CoCos, Bail-in, and Tail Risk

CoCos, Bail-in, and Tail Risk

This paper develops a capital structure model of a bank to analyze the incentives created by contingent convertibles (CoCos) and bail-in debt, which convert to equity when a bank approaches insolvency. These two forms of contingent capital have been proposed as potential mechanisms to enhance financial stability. (Working Paper no. 13-04)

Abstract

Contingent convertibles (CoCos) and bail-in debt for banks have been proposed as potential mechanisms to enhance financial stability. They function by converting to equity when a bank approaches insolvency. We develop a capital structure model to analyze the incentives created by these forms of contingent capital. Our formulation includes firm-specific and market-wide tail risk in the form of two types of jumps and leads to a tractable jump-diffusion model of the firm’s income and asset value.
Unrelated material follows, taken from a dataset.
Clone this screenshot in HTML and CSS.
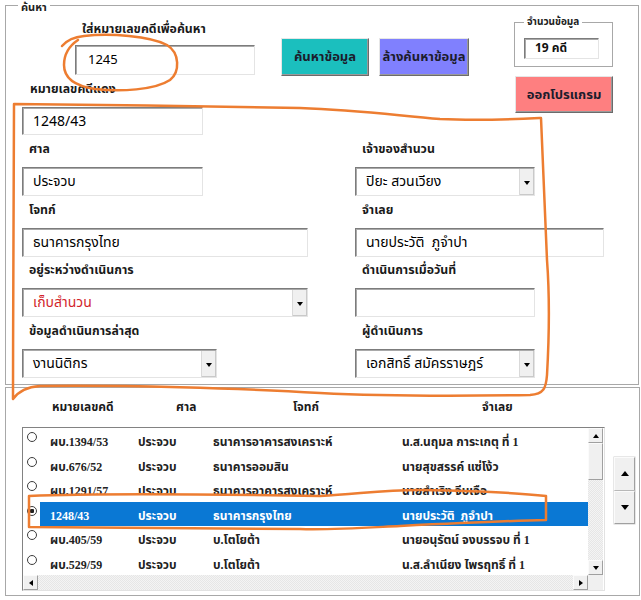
FILE: index.html
```html
<!DOCTYPE html>
<html lang="th">
<head>
<meta charset="utf-8">
<title>ค้นหาข้อมูลคดี</title>
<link rel="stylesheet" href="styles.css">
</head>
<body>
<div class="form">
  <section class="frame frame-search">
    <span class="caption">ค้นหา</span>
    <div class="top">
      <div class="top-left">
        <div class="search-row">
          <div class="search-group">
            <div class="label label-search">ใส่หมายเลขคดีเพื่อค้นหา</div>
            <div class="field field-search">1245</div>
          </div>
          <button class="btn btn-find">ค้นหาข้อมูล</button>
          <button class="btn btn-clear">ล้างค้นหาข้อมูล</button>
        </div>
        <div class="label label-case">หมายเลขคดีแดง</div>
        <div class="field field-case">1248/43</div>
      </div>
      <div class="top-right">
        <div class="count-box">
          <span class="caption caption-small">จำนวนข้อมูล</span>
          <div class="count-field">19 คดี</div>
        </div>
        <button class="btn btn-exit">ออกโปรแกรม</button>
      </div>
    </div>

    <div class="fields">
      <div class="cell">
        <div class="label">ศาล</div>
        <div class="field w181">ประจวบ</div>
      </div>
      <div class="cell">
        <div class="label">เจ้าของสำนวน</div>
        <div class="field combo w180">ปิยะ สวนเวียง<span class="drop"></span></div>
      </div>
      <div class="cell">
        <div class="label">โจทก์</div>
        <div class="field w286">ธนาคารกรุงไทย</div>
      </div>
      <div class="cell">
        <div class="label">จำเลย</div>
        <div class="field w249">นายประวัติ&nbsp; ภูจำปา</div>
      </div>
      <div class="cell">
        <div class="label">อยู่ระหว่างดำเนินการ</div>
        <div class="field combo w286 text-red">เก็บสำนวน<span class="drop"></span></div>
      </div>
      <div class="cell">
        <div class="label">ดำเนินการเมื่อวันที่</div>
        <div class="field w180"></div>
      </div>
      <div class="cell">
        <div class="label">ข้อมูลดำเนินการล่าสุด</div>
        <div class="field combo w195">งานนิติกร<span class="drop"></span></div>
      </div>
      <div class="cell">
        <div class="label">ผู้ดำเนินการ</div>
        <div class="field combo w180">เอกสิทธิ์ สมัครราษฎร์<span class="drop"></span></div>
      </div>
    </div>
  </section>

  <section class="frame frame-list">
    <div class="list-head">
      <span>หมายเลขคดี</span>
      <span>ศาล</span>
      <span>โจทก์</span>
      <span>จำเลย</span>
    </div>
    <div class="list-area">
      <div class="listbox">
        <div class="rows">
          <div class="row"><span class="radio"></span><span>ผบ.1394/53</span><span>ประจวบ</span><span>ธนาคารอาคารสงเคราะห์</span><span>น.ส.นฤมล การะเกตุ ที่ 1</span></div>
          <div class="row"><span class="radio"></span><span>ผบ.676/52</span><span>ประจวบ</span><span>ธนาคารออมสิน</span><span>นายสุขสรรค์ แซ่โง้ว</span></div>
          <div class="row"><span class="radio"></span><span>ผบ.1291/57</span><span>ประจวบ</span><span>ธนาคารอาคารสงเคราะห์</span><span>นายสำเริง จีบเจือ</span></div>
          <div class="row selected"><span class="radio checked"></span><span>1248/43</span><span>ประจวบ</span><span>ธนาคารกรุงไทย</span><span>นายประวัติ&nbsp; ภูจำปา</span></div>
          <div class="row"><span class="radio"></span><span>ผบ.405/59</span><span>ประจวบ</span><span>บ.โตโยต้า</span><span>นายอนุรัตน์ จงบรรจบ ที่ 1</span></div>
          <div class="row"><span class="radio"></span><span>ผบ.529/59</span><span>ประจวบ</span><span>บ.โตโยต้า</span><span>น.ส.ลำเนียง ไพรฤทธิ์ ที่ 1</span></div>
        </div>
        <div class="vscroll">
          <span class="sb-btn"><i class="tri tri-up"></i></span>
          <span class="sb-thumb"></span>
          <span class="sb-track"></span>
          <span class="sb-btn"><i class="tri tri-down"></i></span>
        </div>
        <div class="hscroll">
          <span class="sb-btn"><i class="tri tri-left"></i></span>
          <span class="sb-track"></span>
          <span class="sb-btn"><i class="tri tri-right"></i></span>
        </div>
        <div class="sb-corner"></div>
      </div>
      <div class="spin">
        <span class="spin-btn"><i class="tri tri-up big"></i></span>
        <span class="spin-btn"><i class="tri tri-down big"></i></span>
      </div>
    </div>
  </section>

  <!-- pen marks drawn over the form -->
  <svg class="marks" width="641" height="600" viewBox="0 0 641 600" aria-hidden="true">
    <path d="M62 46 C67 40 74 37 84 36 C110 33 150 36 167 45 C180 53 180 72 170 80 C155 90 120 92 95 89 C75 86 64 78 64 65 C64 54 69 46 78 40"/>
    <path d="M14 104 C100 105 220 106 300 108 C360 110 400 116 440 119 C480 121 520 119 541 118 C543 170 545 220 547 260 C550 300 549 340 547 375 C546 388 544 394 530 395 C470 396 380 396 320 393 C240 388 120 385 40 386 C26 387 18 392 13 399 C13 300 14 200 14 104"/>
    <path d="M29 527 L29 496 C100 493 200 494 320 496 C360 494 380 490 420 490 C480 491 520 493 546 496 L546 520 C500 521 440 524 400 526 C360 528 330 530 300 529 C200 528 100 527 29 527"/>
  </svg>
</div>
</body>
</html>
```

FILE: styles.css
```css
* {
  box-sizing: border-box;
}

html, body {
  margin: 0;
  background: #ffffff;
}

body {
  font-family: Tahoma, "Microsoft Sans Serif", "Noto Sans Thai", "Noto Sans Thai UI", Loma, Garuda, sans-serif;
  color: #111;
  font-size: 13px;
}

.form {
  position: relative;
  width: 641px;
  height: 600px;
  padding: 5px 0 0 5px;
}

/* ---------- frames ---------- */
.frame {
  position: relative;
  border: 1px solid #a8a8a8;
}

.frame-search {
  width: 634px;
  height: 380px;
}

.frame-list {
  width: 635px;
  height: 209px;
  margin-top: 2px;
}

.caption {
  position: absolute;
  left: 12px;
  top: -5px;
  padding: 0 3px;
  background: #fff;
  font-size: 11px;
  line-height: 13px;
  font-weight: bold;
  color: #222;
}

/* ---------- top block ---------- */
.top {
  display: flex;
  align-items: flex-start;
}

.search-row {
  display: flex;
  align-items: flex-start;
}

.search-group {
  margin: 16px 0 0 69px;
}

.label {
  height: 24px;
  padding-left: 7px;
  font-size: 12.3px;
  line-height: 14px;
  font-weight: bold;
  color: #1a1a1a;
  white-space: nowrap;
}

.label-search {
  height: 23px;
  padding: 1px 0 0 7px;
}

.label-case {
  margin: 7px 0 0 17px;
}

.field {
  position: relative;
  display: flex;
  align-items: center;
  height: 29px;
  padding-left: 10px;
  background: #fff;
  border: 1px solid;
  border-color: #7c7c7c #e4e4e4 #e4e4e4 #7c7c7c;
  box-shadow: inset 1px 1px 0 #a9a9a9;
  font-size: 14px;
  color: #000;
  white-space: nowrap;
}

.field-search {
  width: 180px;
  height: 30px;
  padding-left: 12px;
  font-size: 13px;
}

.field-case {
  width: 181px;
  height: 28px;
  margin-left: 16px;
}

.w180 { width: 180px; }
.w181 { width: 181px; }
.w195 { width: 195px; }
.w249 { width: 249px; }
.w286 { width: 286px; }

.text-red {
  color: #d21f2b;
}

/* combo box drop button */
.drop {
  position: absolute;
  right: 0;
  top: 1px;
  bottom: 0;
  width: 15px;
  background: #f0f0f0;
  border-left: 1px solid #d9d9d9;
  box-shadow: inset -1px -1px 0 #c9c9c9;
}

.drop::after {
  content: "";
  position: absolute;
  left: 4px;
  top: 50%;
  margin-top: -1px;
  border-left: 3.5px solid transparent;
  border-right: 3.5px solid transparent;
  border-top: 4px solid #000;
}

/* ---------- buttons ---------- */
.btn {
  display: flex;
  align-items: center;
  justify-content: center;
  padding: 0;
  font-family: inherit;
  font-size: 13px;
  font-weight: bold;
  color: #1c1c2c;
  border: 1px solid;
  border-color: #e6e6e6 #6b6b6b #6b6b6b #e6e6e6;
  box-shadow: inset -1px -1px 0 #9a9a9a;
  white-space: nowrap;
}

.btn-find {
  width: 88px;
  height: 38px;
  margin: 32px 0 0 26px;
  background: #1bbfbe;
}

.btn-clear {
  width: 90px;
  height: 38px;
  margin: 32px 0 0 10px;
  background: #8080fe;
}

.btn-exit {
  width: 98px;
  height: 37px;
  margin: 9px 0 0 1px;
  background: #fe7f80;
}

.top-right {
  margin: 0 25px 0 auto;
}

.count-box {
  position: relative;
  width: 99px;
  height: 45px;
  margin-top: 16px;
  border: 1px solid #a8a8a8;
  padding: 15px 0 0 9px;
}

.caption-small {
  left: 9px;
  top: -8px;
  font-size: 10px;
  line-height: 14px;
}

.count-field {
  width: 75px;
  height: 21px;
  padding-left: 10px;
  font-size: 12px;
  font-weight: bold;
  line-height: 19px;
  border: 1px solid;
  border-color: #7c7c7c #e4e4e4 #e4e4e4 #7c7c7c;
  box-shadow: inset 1px 1px 0 #a9a9a9;
}

/* ---------- field grid ---------- */
.fields {
  display: grid;
  grid-template-columns: 333px 1fr;
  row-gap: 7.5px;
  margin: 8px 0 0 16px;
}

/* ---------- list frame ---------- */
.list-head {
  display: grid;
  grid-template-columns: 124px 117px 189px 1fr;
  height: 39px;
  padding: 11px 0 0 46px;
  font-size: 12px;
  line-height: 16px;
  font-weight: bold;
  color: #1a1a1a;
}

.list-area {
  display: flex;
  align-items: flex-start;
}

.listbox {
  display: grid;
  grid-template-columns: 565px 15px;
  grid-template-rows: 147px 15px;
  width: 583px;
  height: 164px;
  margin-left: 16px;
  border: 1px solid;
  border-color: #828282 #e2e2e2 #e2e2e2 #828282;
  background: #fff;
}

.rows {
  overflow: hidden;
}

.row {
  display: grid;
  grid-template-columns: 17px 10px 88px 75px 189px 1fr;
  height: 24.5px;
  font-family: "Liberation Serif", Tahoma, "Noto Sans Thai", Loma, Garuda, serif;
  font-size: 12px;
  line-height: 28px;
  font-weight: bold;
  color: #222;
  white-space: nowrap;
}

.row > span:nth-child(2) {
  grid-column: 3;
}

.row.selected {
  background: linear-gradient(to right, transparent 17px, #0a78d4 17px);
  color: #fff;
}

.radio {
  width: 10px;
  height: 10px;
  margin: 4px 0 0 4px;
  border: 1px solid #3c3c3c;
  border-radius: 50%;
  background: #fff;
}

.radio.checked {
  background: radial-gradient(circle, #222 0 2px, #fff 2.5px);
}

/* scroll bars */
.vscroll {
  display: flex;
  flex-direction: column;
  background: #f0f0f0;
}

.hscroll {
  display: flex;
  background: #f0f0f0;
}

.sb-track {
  flex: 1;
  background-color: #f4f4f4;
  background-image:
    linear-gradient(45deg, #e6e6e6 25%, transparent 25%, transparent 75%, #e6e6e6 75%),
    linear-gradient(45deg, #e6e6e6 25%, transparent 25%, transparent 75%, #e6e6e6 75%);
  background-size: 2px 2px;
  background-position: 0 0, 1px 1px;
}

.sb-btn {
  position: relative;
  display: flex;
  align-items: center;
  justify-content: center;
  width: 15px;
  height: 15px;
  flex: none;
  background: #f0f0f0;
  border: 1px solid;
  border-color: #fbfbfb #a0a0a0 #a0a0a0 #fbfbfb;
}

.sb-thumb {
  height: 37px;
  flex: none;
  background: #f0f0f0;
  border: 1px solid;
  border-color: #fbfbfb #a0a0a0 #a0a0a0 #fbfbfb;
}

.sb-corner {
  background: #f0f0f0;
}

.tri {
  display: block;
  width: 0;
  height: 0;
}

.tri-up {
  border-left: 3.5px solid transparent;
  border-right: 3.5px solid transparent;
  border-bottom: 4px solid #000;
}

.tri-down {
  border-left: 3.5px solid transparent;
  border-right: 3.5px solid transparent;
  border-top: 4px solid #000;
}

.tri-left {
  border-top: 3.5px solid transparent;
  border-bottom: 3.5px solid transparent;
  border-right: 4px solid #000;
}

.tri-right {
  border-top: 3.5px solid transparent;
  border-bottom: 3.5px solid transparent;
  border-left: 4px solid #000;
}

.tri-up.big {
  border-left-width: 4.5px;
  border-right-width: 4.5px;
  border-bottom-width: 5px;
}

.tri-down.big {
  border-left-width: 4.5px;
  border-right-width: 4.5px;
  border-top-width: 5px;
}

/* spin button pair */
.spin {
  display: flex;
  flex-direction: column;
  width: 21px;
  margin: 30px 0 0 9px;
}

.spin-btn {
  display: flex;
  align-items: center;
  justify-content: center;
  height: 33.5px;
  background: #f0f0f0;
  border: 1px solid;
  border-color: #fbfbfb #a0a0a0 #a0a0a0 #fbfbfb;
  box-shadow: 0 0 0 0.5px #d0d0d0;
}

/* ---------- pen marks ---------- */
.marks {
  position: absolute;
  left: 0;
  top: 0;
  pointer-events: none;
  fill: none;
  stroke: #ed7d31;
  stroke-width: 2.5;
  stroke-linecap: round;
  stroke-linejoin: round;
}
```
The firm’s liabilities include insured deposits and senior and subordinated debt, as well as convertible debt. Our model combines endogenous default, debt rollover, and jumps; these features are essential in examining how changes in capital structure to include CoCos or bail-in debt change incentives for equity holders. We derive closed-form expressions to value the firm and its liabilities, and we use these to investigate how CoCos affect debt overhang, asset substitution, the firm’s ability to absorb losses, the sensitivity of equity holders to various types of risk, and how these properties interact with the firm’s debt maturity profile, the tax treatment of CoCo coupons, and the pricing of deposit insurance. We examine the effects of varying the two main design features of CoCos, the conversion trigger and the conversion ratio, and we compare the effects of CoCos with the effects of reduced bankruptcy costs through orderly resolution. Across a wide set of considerations, we find that CoCos generally have positive incentive effects when the conversion trigger is not set too low. The need to roll over debt, the debt tax shield, and tail risk in the firm’s income and asset value have particular impact on the effects of CoCos. We also identify a phenomenon of debt-induced collapse that occurs when a firm issues CoCos and then takes on excessive additional debt: the added debt burden can induce equity holders to raise their default barrier above the conversion trigger, effectively changing CoCos to junior straight debt; equity value experiences a sudden drop at the point at which this occurs. Finally, we calibrate the model to past data on the largest U.S. bank holding companies to see what impact CoCos might have had on the financial crisis. We use the calibration to gauge the increase in loss absorbing capacity and the reduction in debt overhang costs resulting from CoCos. We also time approximate conversion dates for high and low conversion triggers.